— Source material —
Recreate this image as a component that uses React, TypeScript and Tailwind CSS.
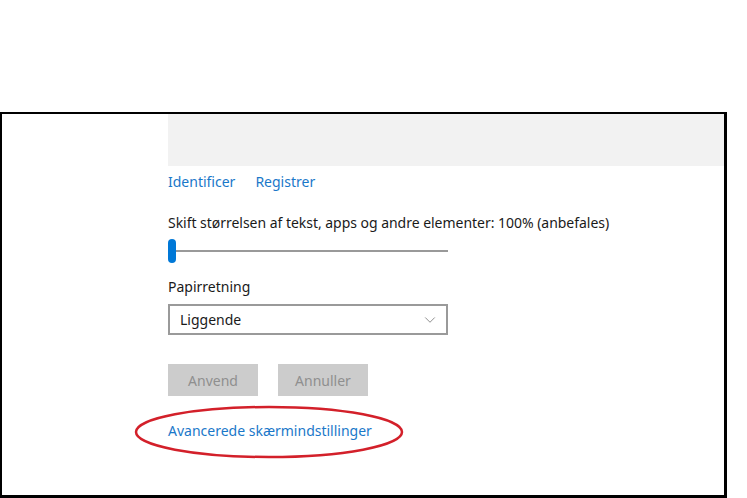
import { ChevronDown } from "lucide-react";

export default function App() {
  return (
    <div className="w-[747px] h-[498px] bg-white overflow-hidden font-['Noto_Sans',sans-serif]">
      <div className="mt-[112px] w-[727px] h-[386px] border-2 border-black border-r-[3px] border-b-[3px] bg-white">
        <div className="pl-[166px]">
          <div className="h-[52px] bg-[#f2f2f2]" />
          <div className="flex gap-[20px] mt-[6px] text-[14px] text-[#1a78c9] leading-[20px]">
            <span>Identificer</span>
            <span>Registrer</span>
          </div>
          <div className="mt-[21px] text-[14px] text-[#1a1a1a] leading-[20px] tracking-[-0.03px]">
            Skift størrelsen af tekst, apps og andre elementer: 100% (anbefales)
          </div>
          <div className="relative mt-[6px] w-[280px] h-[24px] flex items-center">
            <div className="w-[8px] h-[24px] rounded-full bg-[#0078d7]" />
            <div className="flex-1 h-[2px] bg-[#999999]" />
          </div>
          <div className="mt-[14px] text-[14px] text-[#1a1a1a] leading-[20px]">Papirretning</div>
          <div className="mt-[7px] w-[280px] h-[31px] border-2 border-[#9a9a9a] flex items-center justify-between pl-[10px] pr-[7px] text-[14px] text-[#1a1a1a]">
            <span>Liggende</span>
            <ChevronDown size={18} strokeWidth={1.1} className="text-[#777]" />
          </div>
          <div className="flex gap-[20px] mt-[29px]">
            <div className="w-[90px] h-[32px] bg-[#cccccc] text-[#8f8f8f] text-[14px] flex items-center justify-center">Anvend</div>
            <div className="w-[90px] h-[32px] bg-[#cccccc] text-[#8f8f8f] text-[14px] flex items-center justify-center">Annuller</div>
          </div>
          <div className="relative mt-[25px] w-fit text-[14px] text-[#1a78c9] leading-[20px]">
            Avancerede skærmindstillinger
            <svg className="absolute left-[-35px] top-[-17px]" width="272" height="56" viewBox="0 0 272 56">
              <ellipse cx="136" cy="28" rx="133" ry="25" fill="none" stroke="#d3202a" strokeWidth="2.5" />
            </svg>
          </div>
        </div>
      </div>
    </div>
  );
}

— Required work —
Quote all the lines above exactly as given. Do not include the pictures.

— Answer in full —
Recreate this image as a component that uses React, TypeScript and Tailwind CSS.
import { ChevronDown } from "lucide-react";

export default function App() {
  return (
    <div className="w-[747px] h-[498px] bg-white overflow-hidden font-['Noto_Sans',sans-serif]">
      <div className="mt-[112px] w-[727px] h-[386px] border-2 border-black border-r-[3px] border-b-[3px] bg-white">
        <div className="pl-[166px]">
          <div className="h-[52px] bg-[#f2f2f2]" />
          <div className="flex gap-[20px] mt-[6px] text-[14px] text-[#1a78c9] leading-[20px]">
            <span>Identificer</span>
            <span>Registrer</span>
          </div>
          <div className="mt-[21px] text-[14px] text-[#1a1a1a] leading-[20px] tracking-[-0.03px]">
            Skift størrelsen af tekst, apps og andre elementer: 100% (anbefales)
          </div>
          <div className="relative mt-[6px] w-[280px] h-[24px] flex items-center">
            <div className="w-[8px] h-[24px] rounded-full bg-[#0078d7]" />
            <div className="flex-1 h-[2px] bg-[#999999]" />
          </div>
          <div className="mt-[14px] text-[14px] text-[#1a1a1a] leading-[20px]">Papirretning</div>
          <div className="mt-[7px] w-[280px] h-[31px] border-2 border-[#9a9a9a] flex items-center justify-between pl-[10px] pr-[7px] text-[14px] text-[#1a1a1a]">
            <span>Liggende</span>
            <ChevronDown size={18} strokeWidth={1.1} className="text-[#777]" />
          </div>
          <div className="flex gap-[20px] mt-[29px]">
            <div className="w-[90px] h-[32px] bg-[#cccccc] text-[#8f8f8f] text-[14px] flex items-center justify-center">Anvend</div>
            <div className="w-[90px] h-[32px] bg-[#cccccc] text-[#8f8f8f] text-[14px] flex items-center justify-center">Annuller</div>
          </div>
          <div className="relative mt-[25px] w-fit text-[14px] text-[#1a78c9] leading-[20px]">
            Avancerede skærmindstillinger
            <svg className="absolute left-[-35px] top-[-17px]" width="272" height="56" viewBox="0 0 272 56">
              <ellipse cx="136" cy="28" rx="133" ry="25" fill="none" stroke="#d3202a" strokeWidth="2.5" />
            </svg>
          </div>
        </div>
      </div>
    </div>
  );
}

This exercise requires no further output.